**Provided material**
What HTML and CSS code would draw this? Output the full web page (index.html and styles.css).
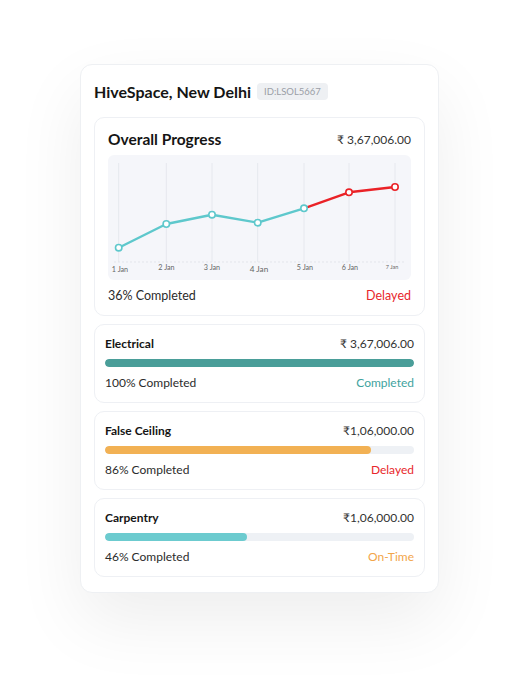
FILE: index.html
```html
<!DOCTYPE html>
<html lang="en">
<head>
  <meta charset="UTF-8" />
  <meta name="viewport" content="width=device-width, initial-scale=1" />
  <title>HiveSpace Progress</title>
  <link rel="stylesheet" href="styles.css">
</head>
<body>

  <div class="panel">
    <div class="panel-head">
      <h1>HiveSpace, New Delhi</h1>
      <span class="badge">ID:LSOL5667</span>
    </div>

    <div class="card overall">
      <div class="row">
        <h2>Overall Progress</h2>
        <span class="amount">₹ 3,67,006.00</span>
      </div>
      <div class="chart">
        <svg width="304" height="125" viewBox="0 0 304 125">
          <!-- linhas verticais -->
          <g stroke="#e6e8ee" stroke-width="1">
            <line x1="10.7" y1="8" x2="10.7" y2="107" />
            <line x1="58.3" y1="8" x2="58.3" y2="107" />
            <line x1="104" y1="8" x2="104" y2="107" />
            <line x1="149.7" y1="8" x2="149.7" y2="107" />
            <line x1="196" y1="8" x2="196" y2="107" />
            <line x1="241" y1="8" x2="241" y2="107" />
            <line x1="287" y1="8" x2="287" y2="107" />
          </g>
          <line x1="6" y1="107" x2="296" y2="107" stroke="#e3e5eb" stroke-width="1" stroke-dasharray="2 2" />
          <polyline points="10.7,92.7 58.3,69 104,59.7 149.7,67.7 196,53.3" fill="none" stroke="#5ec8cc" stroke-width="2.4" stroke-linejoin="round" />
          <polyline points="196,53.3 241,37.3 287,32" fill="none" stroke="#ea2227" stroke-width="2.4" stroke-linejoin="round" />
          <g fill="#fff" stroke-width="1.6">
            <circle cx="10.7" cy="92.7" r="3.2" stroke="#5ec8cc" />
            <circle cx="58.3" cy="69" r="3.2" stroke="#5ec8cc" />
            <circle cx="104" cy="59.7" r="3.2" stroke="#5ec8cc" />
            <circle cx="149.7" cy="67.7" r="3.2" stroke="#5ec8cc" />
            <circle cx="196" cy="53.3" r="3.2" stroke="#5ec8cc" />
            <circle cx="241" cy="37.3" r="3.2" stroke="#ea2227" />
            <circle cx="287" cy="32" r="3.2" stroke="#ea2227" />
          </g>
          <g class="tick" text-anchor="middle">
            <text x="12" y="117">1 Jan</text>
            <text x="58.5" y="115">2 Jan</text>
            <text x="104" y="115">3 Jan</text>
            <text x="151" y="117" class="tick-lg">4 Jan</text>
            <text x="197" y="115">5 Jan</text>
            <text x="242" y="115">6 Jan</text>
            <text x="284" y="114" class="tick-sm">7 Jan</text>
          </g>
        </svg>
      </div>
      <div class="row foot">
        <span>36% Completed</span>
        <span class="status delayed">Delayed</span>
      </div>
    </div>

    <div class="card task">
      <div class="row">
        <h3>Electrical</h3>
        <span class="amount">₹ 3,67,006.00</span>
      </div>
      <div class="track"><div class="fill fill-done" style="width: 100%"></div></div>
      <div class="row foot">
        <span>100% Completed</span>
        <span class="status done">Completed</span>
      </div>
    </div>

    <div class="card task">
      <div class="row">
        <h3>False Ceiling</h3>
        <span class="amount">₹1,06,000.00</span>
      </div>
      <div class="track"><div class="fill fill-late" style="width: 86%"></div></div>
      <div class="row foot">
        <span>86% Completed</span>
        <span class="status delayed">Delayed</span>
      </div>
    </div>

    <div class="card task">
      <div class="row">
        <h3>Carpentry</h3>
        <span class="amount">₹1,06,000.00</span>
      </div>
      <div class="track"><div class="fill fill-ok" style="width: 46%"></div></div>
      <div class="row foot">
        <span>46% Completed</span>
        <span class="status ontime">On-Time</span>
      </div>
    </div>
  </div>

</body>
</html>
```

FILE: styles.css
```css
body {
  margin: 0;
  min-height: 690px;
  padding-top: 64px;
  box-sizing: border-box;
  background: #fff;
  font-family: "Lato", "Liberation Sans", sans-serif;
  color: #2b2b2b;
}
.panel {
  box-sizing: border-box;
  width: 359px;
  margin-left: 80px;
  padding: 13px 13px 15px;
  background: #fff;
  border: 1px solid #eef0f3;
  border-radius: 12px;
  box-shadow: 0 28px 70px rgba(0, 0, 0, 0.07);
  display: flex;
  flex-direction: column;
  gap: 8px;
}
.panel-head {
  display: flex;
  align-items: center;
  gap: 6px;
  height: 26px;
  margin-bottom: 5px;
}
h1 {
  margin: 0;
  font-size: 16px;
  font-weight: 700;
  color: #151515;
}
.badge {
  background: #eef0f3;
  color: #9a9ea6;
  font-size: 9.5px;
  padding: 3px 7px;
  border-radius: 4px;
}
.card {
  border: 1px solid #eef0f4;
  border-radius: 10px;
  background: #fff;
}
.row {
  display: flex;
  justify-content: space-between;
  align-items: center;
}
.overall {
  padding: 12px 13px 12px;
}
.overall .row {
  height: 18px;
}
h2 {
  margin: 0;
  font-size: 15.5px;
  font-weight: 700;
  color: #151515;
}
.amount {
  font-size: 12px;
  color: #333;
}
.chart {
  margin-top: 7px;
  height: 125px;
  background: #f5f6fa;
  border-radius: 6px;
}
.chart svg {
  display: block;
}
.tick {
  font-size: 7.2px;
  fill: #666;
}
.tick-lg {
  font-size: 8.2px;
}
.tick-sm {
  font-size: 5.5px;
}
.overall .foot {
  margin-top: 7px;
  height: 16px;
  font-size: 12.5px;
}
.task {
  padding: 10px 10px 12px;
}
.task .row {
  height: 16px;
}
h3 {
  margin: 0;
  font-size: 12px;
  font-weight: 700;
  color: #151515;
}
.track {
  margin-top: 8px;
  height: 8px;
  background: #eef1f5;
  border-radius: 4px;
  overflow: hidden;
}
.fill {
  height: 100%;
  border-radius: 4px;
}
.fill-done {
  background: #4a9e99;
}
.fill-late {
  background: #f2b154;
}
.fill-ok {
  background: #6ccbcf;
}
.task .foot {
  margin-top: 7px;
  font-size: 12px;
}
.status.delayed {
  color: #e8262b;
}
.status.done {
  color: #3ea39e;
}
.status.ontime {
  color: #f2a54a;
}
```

**What is expected**
Count each line with "index" in it and report that figure by itself.

**Exercise output**
2